#### [Work to be completed]
Copy out the listing that follows, exact in every word, and skip the images.

#### [Excerpted data]
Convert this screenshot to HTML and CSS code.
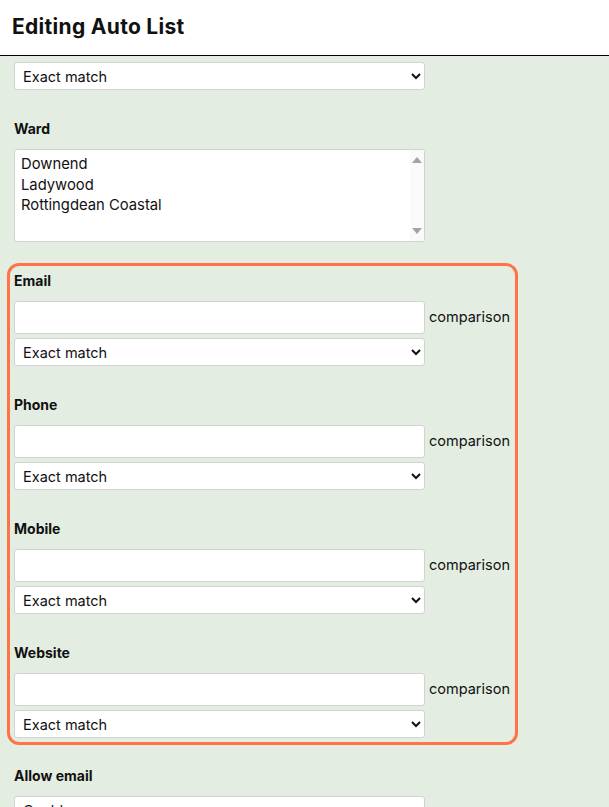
FILE: index.html
```html
<!DOCTYPE html>
<html>
<head>
<meta charset="utf-8">
<link rel="stylesheet" href="styles.css">
</head>
<body>
<header class="topbar"><h1 class="title">Editing Auto List</h1></header>
<main class="content">
  <div class="field first">
    <select class="ctl"><option>Exact match</option></select>
  </div>
  <div class="field">
    <div class="label">Ward</div>
    <div class="areawrap">
      <textarea class="area">Downend
Ladywood
Rottingdean Coastal</textarea>
      <div class="scroll"><span class="arrow up"></span><span class="arrow down"></span></div>
    </div>
  </div>
  <div class="highlight">
    <div class="field">
      <div class="label">Email</div>
      <div class="row"><input class="ctl text" type="text"><span class="cmp">comparison</span></div>
      <select class="ctl"><option>Exact match</option></select>
    </div>
    <div class="field">
      <div class="label">Phone</div>
      <div class="row"><input class="ctl text" type="text"><span class="cmp">comparison</span></div>
      <select class="ctl"><option>Exact match</option></select>
    </div>
    <div class="field">
      <div class="label">Mobile</div>
      <div class="row"><input class="ctl text" type="text"><span class="cmp">comparison</span></div>
      <select class="ctl"><option>Exact match</option></select>
    </div>
    <div class="field">
      <div class="label">Website</div>
      <div class="row"><input class="ctl text" type="text"><span class="cmp">comparison</span></div>
      <select class="ctl"><option>Exact match</option></select>
    </div>
  </div>
  <div class="field after">
    <div class="label">Allow email</div>
    <select class="ctl"><option>Could</option></select>
  </div>
</main>
</body>
</html>
```

FILE: styles.css
```css
html, body {
  margin: 0;
  padding: 0;
  background: #e3ede1;
  font-family: Inter, "Noto Sans", sans-serif;
  color: #111;
}
.topbar {
  background: #fff;
  height: 56px;
  border-bottom: 1px solid #000;
  box-sizing: border-box;
  padding: 0 12px;
  display: flex;
  align-items: center;
}
.title {
  margin: 0;
  font-size: 21px;
  font-weight: 700;
  letter-spacing: 0.3px;
  position: relative;
  top: -1px;
}
.content {
  padding: 6px 14px 0 14px;
  overflow: hidden;
  height: 750px;
}
.field {
  padding-top: 30px;
}
.field.first {
  padding-top: 0;
}
.field.after {
  padding-top: 22px;
}
.label {
  font-size: 14px;
  font-weight: 700;
  line-height: 18px;
  margin-bottom: 11px;
}
.ctl {
  display: block;
  width: 411px;
  box-sizing: border-box;
  background: #fff;
  border: 1px solid #d2d2d2;
  border-radius: 3px;
  font-family: Inter, "Noto Sans", sans-serif;
  font-size: 14.5px;
  color: #111;
  margin: 0;
}
select.ctl {
  height: 28px;
  padding: 0 4px;
}
.text {
  height: 33px;
  padding: 0 6px;
}
.row {
  display: flex;
  align-items: center;
  gap: 4px;
  margin-bottom: 4px;
}
.cmp {
  font-size: 14.5px;
  position: relative;
  top: -1px;
}
.areawrap {
  position: relative;
  width: 411px;
}
.area {
  display: block;
  width: 411px;
  height: 93px;
  box-sizing: border-box;
  border: 1px solid #d2d2d2;
  border-radius: 3px;
  background: #fff;
  font-family: Inter, "Noto Sans", sans-serif;
  font-size: 14.8px;
  line-height: 20.5px;
  padding: 4px 6px;
  resize: none;
  overflow: hidden;
  color: #111;
  margin: 0;
}
.scroll {
  position: absolute;
  top: 1px;
  right: 1px;
  bottom: 1px;
  width: 14px;
  background: #fafafa;
  border-radius: 0 2px 2px 0;
}
.arrow {
  position: absolute;
  left: 2px;
  width: 0;
  height: 0;
  border-left: 5px solid transparent;
  border-right: 5px solid transparent;
}
.arrow.up {
  top: 7px;
  border-bottom: 6px solid #a3a3a3;
}
.arrow.down {
  bottom: 7px;
  border-top: 6px solid #a3a3a3;
}
.highlight {
  margin: 21px 0 0 -7px;
  width: 511px;
  box-sizing: border-box;
  border: 3px solid #ff7447;
  border-radius: 12px;
  padding: 0 0 4px 4px;
}
.highlight .field:first-child {
  padding-top: 6px;
}
```
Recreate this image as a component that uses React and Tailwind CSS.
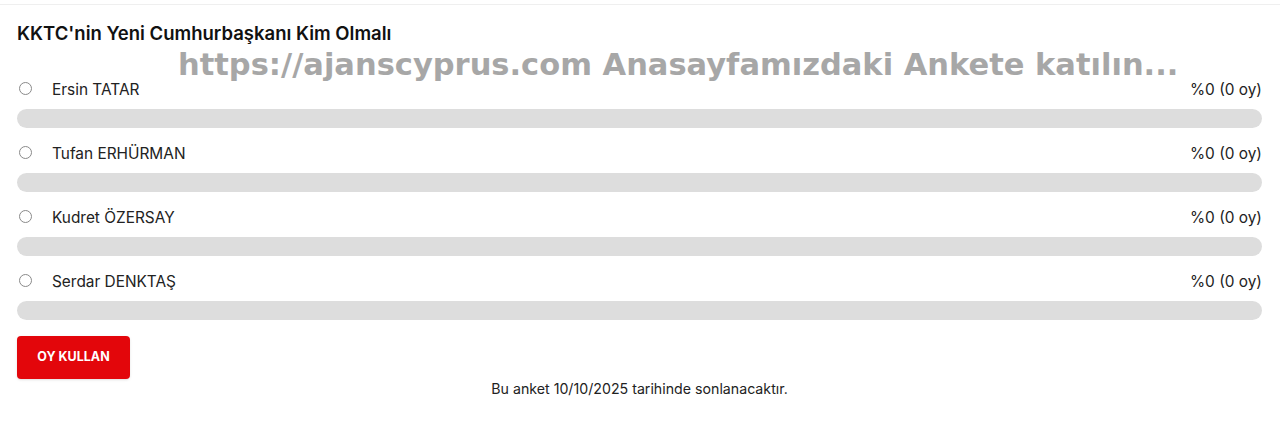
const options = [
  { id: 'tatar', name: 'Ersin TATAR', pct: 0, votes: 0 },
  { id: 'erhurman', name: 'Tufan ERHÜRMAN', pct: 0, votes: 0 },
  { id: 'ozersay', name: 'Kudret ÖZERSAY', pct: 0, votes: 0 },
  { id: 'denktas', name: 'Serdar DENKTAŞ', pct: 0, votes: 0 },
];

function PollRow({ option }) {
  return (
    <div className="pb-[16px]">
      <div className="flex items-center h-[20px] text-[15.4px] text-[#222]">
        <span className="ml-[2px] w-[13px] h-[13px] rounded-full border border-[#8a8a8a] bg-white -mt-[4px]" />
        <span className="ml-[20px]">{option.name}</span>
        <span className="ml-auto">%{option.pct} ({option.votes} oy)</span>
      </div>
      <div className="mt-[9px] h-[19px] rounded-full bg-[#dddddd] overflow-hidden">
        <div className="h-full bg-[#e30613]" style={{ width: `${option.pct}%` }} />
      </div>
    </div>
  );
}

export default function App() {
  return (
    <div className="w-[1280px] h-[429px] bg-white font-['Inter',sans-serif] overflow-hidden">
      <div className="mt-[4px] border-t border-[#efefef] pl-[17px] pr-[18px] pt-[16px]">
        <h2 className="text-[18.5px] font-semibold leading-[24px] text-[#111]">
          KKTC'nin Yeni Cumhurbaşkanı Kim Olmalı
        </h2>
        <p className="mt-[5px] ml-[161px] h-[30px] leading-[30px] text-[30.5px] font-bold text-[#a7a7a7] font-['DejaVu_Sans',sans-serif] whitespace-nowrap">
          https://ajanscyprus.com Anasayfamızdaki Ankete katılın...
        </p>
        {options.map(o => (
          <PollRow key={o.id} option={o} />
        ))}
        <button className="w-[113px] h-[43px] rounded-[4px] bg-[#e3060b] text-white text-[12.5px] font-bold shadow-sm">
          OY KULLAN
        </button>
        <p className="text-center text-[14.2px] leading-[20px] text-[#222]">
          Bu anket 10/10/2025 tarihinde sonlanacaktır.
        </p>
      </div>
    </div>
  );
}
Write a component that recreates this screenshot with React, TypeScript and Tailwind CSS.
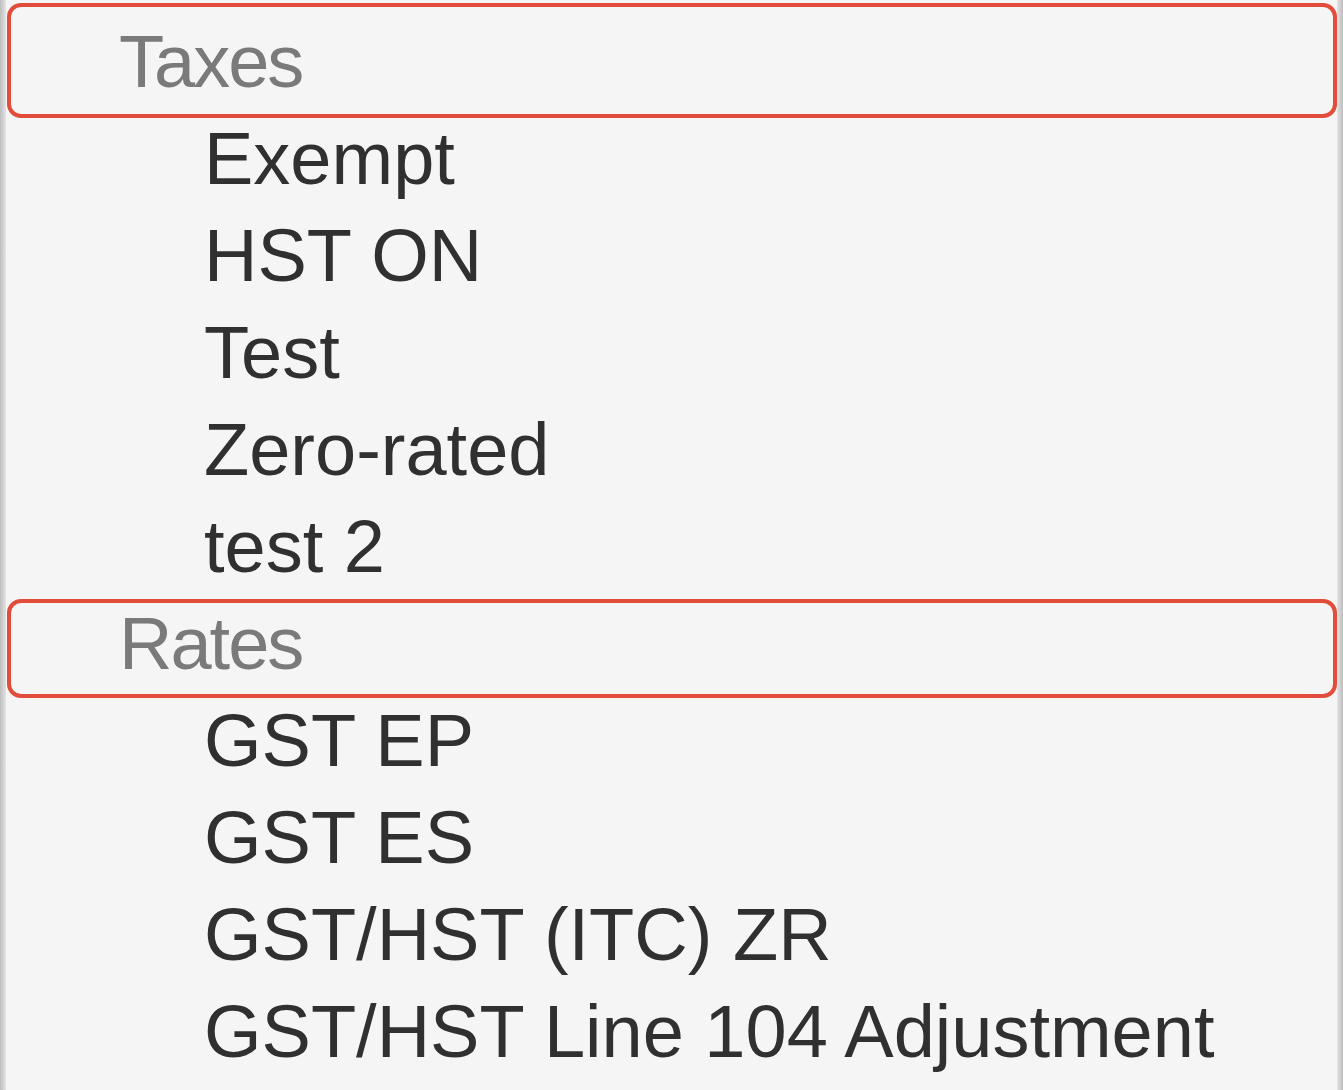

#### [Response to the task]
Convert this screenshot to HTML and CSS code.
FILE: index.html
```html
<!DOCTYPE html>
<html>
<head>
<meta charset="utf-8">
<link rel="stylesheet" href="styles.css">
</head>
<body>
<header class="topbar"><h1 class="title">Editing Auto List</h1></header>
<main class="content">
  <div class="field first">
    <select class="ctl"><option>Exact match</option></select>
  </div>
  <div class="field">
    <div class="label">Ward</div>
    <div class="areawrap">
      <textarea class="area">Downend
Ladywood
Rottingdean Coastal</textarea>
      <div class="scroll"><span class="arrow up"></span><span class="arrow down"></span></div>
    </div>
  </div>
  <div class="highlight">
    <div class="field">
      <div class="label">Email</div>
      <div class="row"><input class="ctl text" type="text"><span class="cmp">comparison</span></div>
      <select class="ctl"><option>Exact match</option></select>
    </div>
    <div class="field">
      <div class="label">Phone</div>
      <div class="row"><input class="ctl text" type="text"><span class="cmp">comparison</span></div>
      <select class="ctl"><option>Exact match</option></select>
    </div>
    <div class="field">
      <div class="label">Mobile</div>
      <div class="row"><input class="ctl text" type="text"><span class="cmp">comparison</span></div>
      <select class="ctl"><option>Exact match</option></select>
    </div>
    <div class="field">
      <div class="label">Website</div>
      <div class="row"><input class="ctl text" type="text"><span class="cmp">comparison</span></div>
      <select class="ctl"><option>Exact match</option></select>
    </div>
  </div>
  <div class="field after">
    <div class="label">Allow email</div>
    <select class="ctl"><option>Could</option></select>
  </div>
</main>
</body>
</html>
```

FILE: styles.css
```css
html, body {
  margin: 0;
  padding: 0;
  background: #e3ede1;
  font-family: Inter, "Noto Sans", sans-serif;
  color: #111;
}
.topbar {
  background: #fff;
  height: 56px;
  border-bottom: 1px solid #000;
  box-sizing: border-box;
  padding: 0 12px;
  display: flex;
  align-items: center;
}
.title {
  margin: 0;
  font-size: 21px;
  font-weight: 700;
  letter-spacing: 0.3px;
  position: relative;
  top: -1px;
}
.content {
  padding: 6px 14px 0 14px;
  overflow: hidden;
  height: 750px;
}
.field {
  padding-top: 30px;
}
.field.first {
  padding-top: 0;
}
.field.after {
  padding-top: 22px;
}
.label {
  font-size: 14px;
  font-weight: 700;
  line-height: 18px;
  margin-bottom: 11px;
}
.ctl {
  display: block;
  width: 411px;
  box-sizing: border-box;
  background: #fff;
  border: 1px solid #d2d2d2;
  border-radius: 3px;
  font-family: Inter, "Noto Sans", sans-serif;
  font-size: 14.5px;
  color: #111;
  margin: 0;
}
select.ctl {
  height: 28px;
  padding: 0 4px;
}
.text {
  height: 33px;
  padding: 0 6px;
}
.row {
  display: flex;
  align-items: center;
  gap: 4px;
  margin-bottom: 4px;
}
.cmp {
  font-size: 14.5px;
  position: relative;
  top: -1px;
}
.areawrap {
  position: relative;
  width: 411px;
}
.area {
  display: block;
  width: 411px;
  height: 93px;
  box-sizing: border-box;
  border: 1px solid #d2d2d2;
  border-radius: 3px;
  background: #fff;
  font-family: Inter, "Noto Sans", sans-serif;
  font-size: 14.8px;
  line-height: 20.5px;
  padding: 4px 6px;
  resize: none;
  overflow: hidden;
  color: #111;
  margin: 0;
}
.scroll {
  position: absolute;
  top: 1px;
  right: 1px;
  bottom: 1px;
  width: 14px;
  background: #fafafa;
  border-radius: 0 2px 2px 0;
}
.arrow {
  position: absolute;
  left: 2px;
  width: 0;
  height: 0;
  border-left: 5px solid transparent;
  border-right: 5px solid transparent;
}
.arrow.up {
  top: 7px;
  border-bottom: 6px solid #a3a3a3;
}
.arrow.down {
  bottom: 7px;
  border-top: 6px solid #a3a3a3;
}
.highlight {
  margin: 21px 0 0 -7px;
  width: 511px;
  box-sizing: border-box;
  border: 3px solid #ff7447;
  border-radius: 12px;
  padding: 0 0 4px 4px;
}
.highlight .field:first-child {
  padding-top: 6px;
}
```
Recreate this image as a component that uses React and Tailwind CSS.
const options = [
  { id: 'tatar', name: 'Ersin TATAR', pct: 0, votes: 0 },
  { id: 'erhurman', name: 'Tufan ERHÜRMAN', pct: 0, votes: 0 },
  { id: 'ozersay', name: 'Kudret ÖZERSAY', pct: 0, votes: 0 },
  { id: 'denktas', name: 'Serdar DENKTAŞ', pct: 0, votes: 0 },
];

function PollRow({ option }) {
  return (
    <div className="pb-[16px]">
      <div className="flex items-center h-[20px] text-[15.4px] text-[#222]">
        <span className="ml-[2px] w-[13px] h-[13px] rounded-full border border-[#8a8a8a] bg-white -mt-[4px]" />
        <span className="ml-[20px]">{option.name}</span>
        <span className="ml-auto">%{option.pct} ({option.votes} oy)</span>
      </div>
      <div className="mt-[9px] h-[19px] rounded-full bg-[#dddddd] overflow-hidden">
        <div className="h-full bg-[#e30613]" style={{ width: `${option.pct}%` }} />
      </div>
    </div>
  );
}

export default function App() {
  return (
    <div className="w-[1280px] h-[429px] bg-white font-['Inter',sans-serif] overflow-hidden">
      <div className="mt-[4px] border-t border-[#efefef] pl-[17px] pr-[18px] pt-[16px]">
        <h2 className="text-[18.5px] font-semibold leading-[24px] text-[#111]">
          KKTC'nin Yeni Cumhurbaşkanı Kim Olmalı
        </h2>
        <p className="mt-[5px] ml-[161px] h-[30px] leading-[30px] text-[30.5px] font-bold text-[#a7a7a7] font-['DejaVu_Sans',sans-serif] whitespace-nowrap">
          https://ajanscyprus.com Anasayfamızdaki Ankete katılın...
        </p>
        {options.map(o => (
          <PollRow key={o.id} option={o} />
        ))}
        <button className="w-[113px] h-[43px] rounded-[4px] bg-[#e3060b] text-white text-[12.5px] font-bold shadow-sm">
          OY KULLAN
        </button>
        <p className="text-center text-[14.2px] leading-[20px] text-[#222]">
          Bu anket 10/10/2025 tarihinde sonlanacaktır.
        </p>
      </div>
    </div>
  );
}
Write a component that recreates this screenshot with React, TypeScript and Tailwind CSS.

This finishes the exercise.